WRITTEN EXERCISE -
Please print the lines between the one with "Reproduce this screenshot" and the one with "import React from", both ends included, exactly as written, with no pictures.

GIVEN INFORMATION -
* * * * *

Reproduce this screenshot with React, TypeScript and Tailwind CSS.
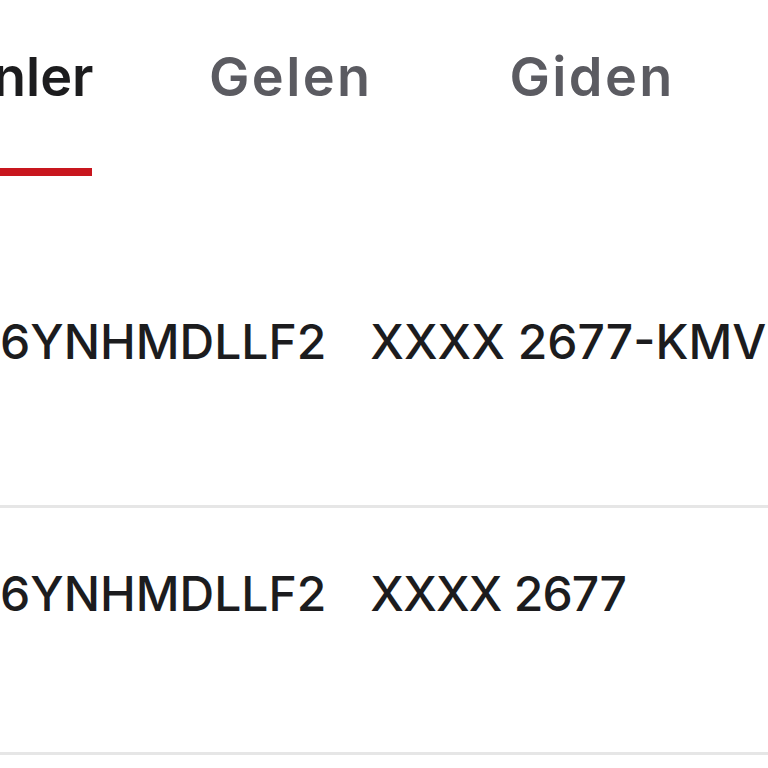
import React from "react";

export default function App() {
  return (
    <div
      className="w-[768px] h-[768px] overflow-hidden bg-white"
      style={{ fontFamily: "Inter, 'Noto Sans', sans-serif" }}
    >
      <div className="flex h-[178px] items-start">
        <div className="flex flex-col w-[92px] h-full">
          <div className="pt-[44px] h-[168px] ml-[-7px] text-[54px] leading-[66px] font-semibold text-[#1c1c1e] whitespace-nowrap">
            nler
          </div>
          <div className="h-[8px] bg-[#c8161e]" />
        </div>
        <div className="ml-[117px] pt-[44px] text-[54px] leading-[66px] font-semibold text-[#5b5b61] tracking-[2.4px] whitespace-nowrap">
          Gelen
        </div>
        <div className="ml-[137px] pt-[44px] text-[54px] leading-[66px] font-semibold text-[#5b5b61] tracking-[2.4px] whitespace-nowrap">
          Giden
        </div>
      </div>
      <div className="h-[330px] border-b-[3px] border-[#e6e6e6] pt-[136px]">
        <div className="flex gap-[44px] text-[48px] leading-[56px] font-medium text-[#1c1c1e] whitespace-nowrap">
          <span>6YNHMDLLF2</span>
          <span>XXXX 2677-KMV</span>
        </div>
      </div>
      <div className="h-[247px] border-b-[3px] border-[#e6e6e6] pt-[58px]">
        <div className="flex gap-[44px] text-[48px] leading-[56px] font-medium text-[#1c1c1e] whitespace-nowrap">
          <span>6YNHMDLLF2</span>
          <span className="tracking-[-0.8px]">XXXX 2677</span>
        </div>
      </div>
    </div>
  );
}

* * * * *

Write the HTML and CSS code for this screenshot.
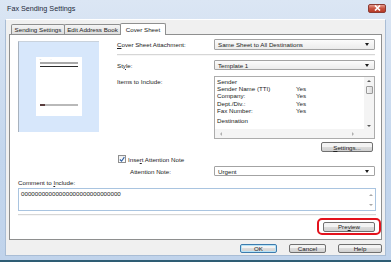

* * * * *

EXERCISE RESPONSE -
Reproduce this screenshot with React, TypeScript and Tailwind CSS.
import React from "react";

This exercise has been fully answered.